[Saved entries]
* BEGIN *

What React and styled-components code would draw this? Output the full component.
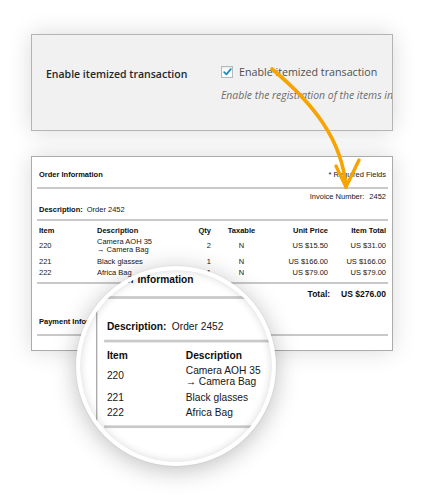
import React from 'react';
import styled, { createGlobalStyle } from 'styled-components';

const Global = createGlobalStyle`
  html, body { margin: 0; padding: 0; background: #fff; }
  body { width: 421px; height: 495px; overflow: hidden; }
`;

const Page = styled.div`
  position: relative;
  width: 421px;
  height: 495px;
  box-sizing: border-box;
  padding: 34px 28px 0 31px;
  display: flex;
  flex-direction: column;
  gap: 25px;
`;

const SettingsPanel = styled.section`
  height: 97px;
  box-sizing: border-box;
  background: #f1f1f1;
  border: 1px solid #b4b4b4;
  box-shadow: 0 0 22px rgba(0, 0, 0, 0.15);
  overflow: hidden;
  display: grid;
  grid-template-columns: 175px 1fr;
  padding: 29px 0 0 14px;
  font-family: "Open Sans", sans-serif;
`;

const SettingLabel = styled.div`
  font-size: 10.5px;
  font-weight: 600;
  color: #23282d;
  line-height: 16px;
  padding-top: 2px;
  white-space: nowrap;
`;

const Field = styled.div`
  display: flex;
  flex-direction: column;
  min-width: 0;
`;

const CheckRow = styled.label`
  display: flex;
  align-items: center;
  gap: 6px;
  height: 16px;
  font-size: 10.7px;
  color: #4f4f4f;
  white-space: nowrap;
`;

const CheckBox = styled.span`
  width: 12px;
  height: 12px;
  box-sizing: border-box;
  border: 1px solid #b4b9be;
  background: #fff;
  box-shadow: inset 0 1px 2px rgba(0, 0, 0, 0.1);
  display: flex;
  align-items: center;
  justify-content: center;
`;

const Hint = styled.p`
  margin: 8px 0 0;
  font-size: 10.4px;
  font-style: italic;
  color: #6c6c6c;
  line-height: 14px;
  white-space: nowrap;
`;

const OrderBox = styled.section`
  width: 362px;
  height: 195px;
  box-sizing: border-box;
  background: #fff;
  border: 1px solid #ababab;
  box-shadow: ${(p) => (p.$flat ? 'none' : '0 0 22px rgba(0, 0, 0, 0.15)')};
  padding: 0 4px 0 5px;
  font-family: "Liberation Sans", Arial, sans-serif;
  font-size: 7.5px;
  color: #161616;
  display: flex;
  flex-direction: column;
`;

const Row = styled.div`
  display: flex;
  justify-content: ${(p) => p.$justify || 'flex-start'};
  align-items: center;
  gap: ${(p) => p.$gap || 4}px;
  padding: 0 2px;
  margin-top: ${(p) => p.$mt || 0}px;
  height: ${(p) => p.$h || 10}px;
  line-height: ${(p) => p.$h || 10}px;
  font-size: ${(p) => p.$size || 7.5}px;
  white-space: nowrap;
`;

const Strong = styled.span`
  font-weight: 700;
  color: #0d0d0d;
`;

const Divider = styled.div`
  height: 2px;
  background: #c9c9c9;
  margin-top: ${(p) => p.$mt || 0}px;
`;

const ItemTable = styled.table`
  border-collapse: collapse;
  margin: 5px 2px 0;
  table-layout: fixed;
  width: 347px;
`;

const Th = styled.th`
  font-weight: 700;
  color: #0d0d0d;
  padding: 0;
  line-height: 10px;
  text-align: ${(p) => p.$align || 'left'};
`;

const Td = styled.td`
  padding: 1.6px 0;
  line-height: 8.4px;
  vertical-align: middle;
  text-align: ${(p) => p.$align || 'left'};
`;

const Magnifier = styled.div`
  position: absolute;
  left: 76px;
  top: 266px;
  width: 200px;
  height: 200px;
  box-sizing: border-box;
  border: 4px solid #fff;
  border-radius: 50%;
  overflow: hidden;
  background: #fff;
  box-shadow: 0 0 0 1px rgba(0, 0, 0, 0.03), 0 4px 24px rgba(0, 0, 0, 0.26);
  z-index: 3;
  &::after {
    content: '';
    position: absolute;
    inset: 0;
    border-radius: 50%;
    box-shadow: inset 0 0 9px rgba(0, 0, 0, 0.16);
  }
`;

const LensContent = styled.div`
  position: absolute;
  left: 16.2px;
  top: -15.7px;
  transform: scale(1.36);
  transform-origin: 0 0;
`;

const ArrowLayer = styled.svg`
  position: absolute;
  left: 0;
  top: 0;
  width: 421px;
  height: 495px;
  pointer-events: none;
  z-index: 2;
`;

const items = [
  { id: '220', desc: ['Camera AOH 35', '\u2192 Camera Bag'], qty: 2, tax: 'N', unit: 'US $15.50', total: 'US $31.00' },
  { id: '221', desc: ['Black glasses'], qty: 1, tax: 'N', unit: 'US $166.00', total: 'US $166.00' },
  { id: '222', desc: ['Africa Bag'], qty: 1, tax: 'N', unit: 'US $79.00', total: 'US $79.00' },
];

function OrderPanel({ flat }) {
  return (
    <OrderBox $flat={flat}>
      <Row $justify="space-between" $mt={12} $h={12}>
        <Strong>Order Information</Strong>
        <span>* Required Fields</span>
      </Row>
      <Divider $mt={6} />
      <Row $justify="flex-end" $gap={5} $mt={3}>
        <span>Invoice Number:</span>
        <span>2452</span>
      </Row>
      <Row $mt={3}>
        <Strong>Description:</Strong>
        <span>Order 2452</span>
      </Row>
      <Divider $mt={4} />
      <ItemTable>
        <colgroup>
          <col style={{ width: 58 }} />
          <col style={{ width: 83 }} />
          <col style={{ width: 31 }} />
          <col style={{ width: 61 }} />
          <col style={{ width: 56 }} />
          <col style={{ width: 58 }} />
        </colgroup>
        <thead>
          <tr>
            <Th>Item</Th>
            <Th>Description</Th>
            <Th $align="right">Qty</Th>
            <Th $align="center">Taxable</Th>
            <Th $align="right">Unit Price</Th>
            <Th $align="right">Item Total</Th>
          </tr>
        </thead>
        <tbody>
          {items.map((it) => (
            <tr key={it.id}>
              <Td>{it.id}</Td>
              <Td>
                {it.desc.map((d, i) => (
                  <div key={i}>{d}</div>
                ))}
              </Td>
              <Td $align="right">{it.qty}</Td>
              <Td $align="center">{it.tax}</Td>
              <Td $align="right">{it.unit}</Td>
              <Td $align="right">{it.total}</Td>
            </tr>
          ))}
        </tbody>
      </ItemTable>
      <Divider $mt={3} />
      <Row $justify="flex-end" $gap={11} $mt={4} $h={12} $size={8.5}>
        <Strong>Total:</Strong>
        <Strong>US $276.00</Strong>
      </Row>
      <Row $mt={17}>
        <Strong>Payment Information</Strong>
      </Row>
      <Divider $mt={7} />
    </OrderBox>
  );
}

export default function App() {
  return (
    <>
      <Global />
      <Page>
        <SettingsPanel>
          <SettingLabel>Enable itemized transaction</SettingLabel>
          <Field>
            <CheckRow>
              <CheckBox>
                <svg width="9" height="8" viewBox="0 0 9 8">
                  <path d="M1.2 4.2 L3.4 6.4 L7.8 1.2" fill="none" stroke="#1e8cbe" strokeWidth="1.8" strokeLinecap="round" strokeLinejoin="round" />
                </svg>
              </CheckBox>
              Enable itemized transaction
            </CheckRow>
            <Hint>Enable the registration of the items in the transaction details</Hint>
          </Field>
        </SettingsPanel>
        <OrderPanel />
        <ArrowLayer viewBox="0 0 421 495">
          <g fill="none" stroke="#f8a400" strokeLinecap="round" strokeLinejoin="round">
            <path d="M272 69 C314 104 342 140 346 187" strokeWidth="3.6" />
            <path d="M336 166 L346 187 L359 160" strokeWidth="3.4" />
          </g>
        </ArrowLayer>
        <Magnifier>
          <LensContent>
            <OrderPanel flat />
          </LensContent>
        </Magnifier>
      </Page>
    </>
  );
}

* END *
* BEGIN *

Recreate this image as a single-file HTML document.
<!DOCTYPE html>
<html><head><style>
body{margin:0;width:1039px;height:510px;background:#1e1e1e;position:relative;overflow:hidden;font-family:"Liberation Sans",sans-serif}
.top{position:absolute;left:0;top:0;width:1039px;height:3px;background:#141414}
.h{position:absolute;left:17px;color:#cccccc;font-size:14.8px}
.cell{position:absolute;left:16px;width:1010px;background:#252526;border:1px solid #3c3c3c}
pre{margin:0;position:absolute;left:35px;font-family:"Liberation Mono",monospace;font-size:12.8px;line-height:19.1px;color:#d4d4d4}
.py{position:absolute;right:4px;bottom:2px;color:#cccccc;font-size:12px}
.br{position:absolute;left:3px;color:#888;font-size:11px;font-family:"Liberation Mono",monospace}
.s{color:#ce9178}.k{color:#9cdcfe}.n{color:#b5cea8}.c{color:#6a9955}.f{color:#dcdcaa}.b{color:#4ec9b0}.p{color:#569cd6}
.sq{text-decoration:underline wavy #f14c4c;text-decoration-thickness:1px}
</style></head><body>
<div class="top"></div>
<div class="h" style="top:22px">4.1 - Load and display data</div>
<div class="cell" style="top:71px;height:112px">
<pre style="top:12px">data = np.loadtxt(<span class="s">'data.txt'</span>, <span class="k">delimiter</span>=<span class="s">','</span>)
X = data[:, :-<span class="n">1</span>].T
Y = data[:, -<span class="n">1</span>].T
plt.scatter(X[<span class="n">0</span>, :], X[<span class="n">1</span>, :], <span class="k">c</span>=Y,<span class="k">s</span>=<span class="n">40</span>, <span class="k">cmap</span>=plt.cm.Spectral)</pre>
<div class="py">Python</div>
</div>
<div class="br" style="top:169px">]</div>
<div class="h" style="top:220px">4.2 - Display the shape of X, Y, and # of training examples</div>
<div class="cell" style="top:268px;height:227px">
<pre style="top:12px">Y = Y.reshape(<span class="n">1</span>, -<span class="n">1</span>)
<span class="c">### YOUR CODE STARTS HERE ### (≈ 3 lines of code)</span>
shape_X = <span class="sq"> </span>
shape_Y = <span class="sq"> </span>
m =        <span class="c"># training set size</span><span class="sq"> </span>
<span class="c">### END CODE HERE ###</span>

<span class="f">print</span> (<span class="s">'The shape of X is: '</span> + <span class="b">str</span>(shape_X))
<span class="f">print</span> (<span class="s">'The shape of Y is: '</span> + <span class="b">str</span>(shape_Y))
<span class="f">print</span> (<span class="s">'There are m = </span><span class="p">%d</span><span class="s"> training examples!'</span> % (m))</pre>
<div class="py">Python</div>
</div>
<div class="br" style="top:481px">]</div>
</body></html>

* END *

Pick out all the lines with the word "this" in them and copy them.

What React and styled-components code would draw this? Output the full component.
Recreate this image as a single-file HTML document.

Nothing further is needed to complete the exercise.